The ear shattering rumbling of the tractor trailer truck faded as the truck disappeared around the corner, my first thoughts were; I’m dead; I’m hurt bad, what the hell am I doing in this god-forsaken desert riding an overloaded bicycle all alone? Snakes? Yikes I could be laying on one. I jumped up grabbed my bike, checked for traffic and made a 50 metre dash to the next corner where there was a wider gravel shoulder to take temporary shelter and get my wits together. Moments later looking back down the Highway 93, back towards Wickenburg Az the town I had started my 2800 km journey from less then 5 hours previous, I thought to myself; what the hell am I doing? the near death experience just moments before was messing with my confidence, filling me with self-doubt.
Fast forward one year later; its 9:00am and I am 7km east of the town of Clavet Saskatchewan, it is 19 below with a 30 km wind from the East, my water bottle was already frozen and I am attempting to fix my second flat tire since leaving Clavet one hour previous, again I was loosing confidence, overcome by a feeling of self-doubt, what the hell was I doing in the middle of the Canadian prairies on a Fat Bike in March? My hands were numb from cold and I was struggling to get the tire bead to seat properly.

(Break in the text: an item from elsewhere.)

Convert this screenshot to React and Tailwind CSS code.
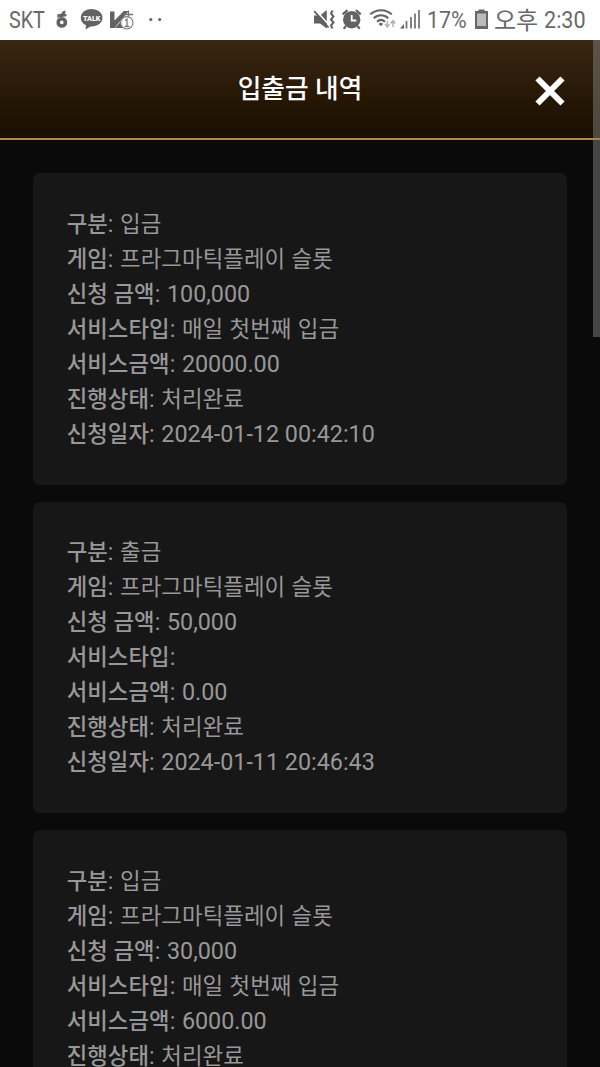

As was the case a year before, I persevered, dug deep, concentrated on blocking out the bad vibes, I thought about the reasons why I was attempting the ride. I thought about the people I know and the ones I don’t know that are living with MS and about the challenges and hard ships they face and cant do anything about, and I persevered, kept my eye on the target and my mind on positive thoughts.
Today at my Rotary meting our club president delivered his convocation address by quoting a passage which was thought to be from Goethe but turns out it is from a lesser know author and adventurist, William Hutchinson; it speaks to attaining goals through true-commitment, listening to Rich’s address I came to a realization as to how I got through all those rough days on my bike rides to end MS. I thought I was just plain old stubborn and maybe a bit crazy (as most others think), but now I know the answer is really just, commitment. Commitment to a cause I truly believe in.
If you are truly committed to something, anything is possible, the sky is the limit, you can and will do great things. Find something you are passionate about, set a goal and do it;,,,,Begin it now! You can!
“Until one is committed, there is hesitancy, the chance to draw back– Concerning all acts of initiative (and creation), there is one elementary truth that ignorance of which kills countless ideas and splendid plans: that the moment one definitely commits oneself, then Providence moves too. All sorts of things occur to help one that would never otherwise have occurred. A whole stream of events issues from the decision, raising in one’s favor all manner of unforeseen incidents and meetings and material assistance, which no man could have dreamed would have come his way. Whatever you can do, or dream you can do, begin it. Boldness has genius, power, and magic in it. Begin it now.”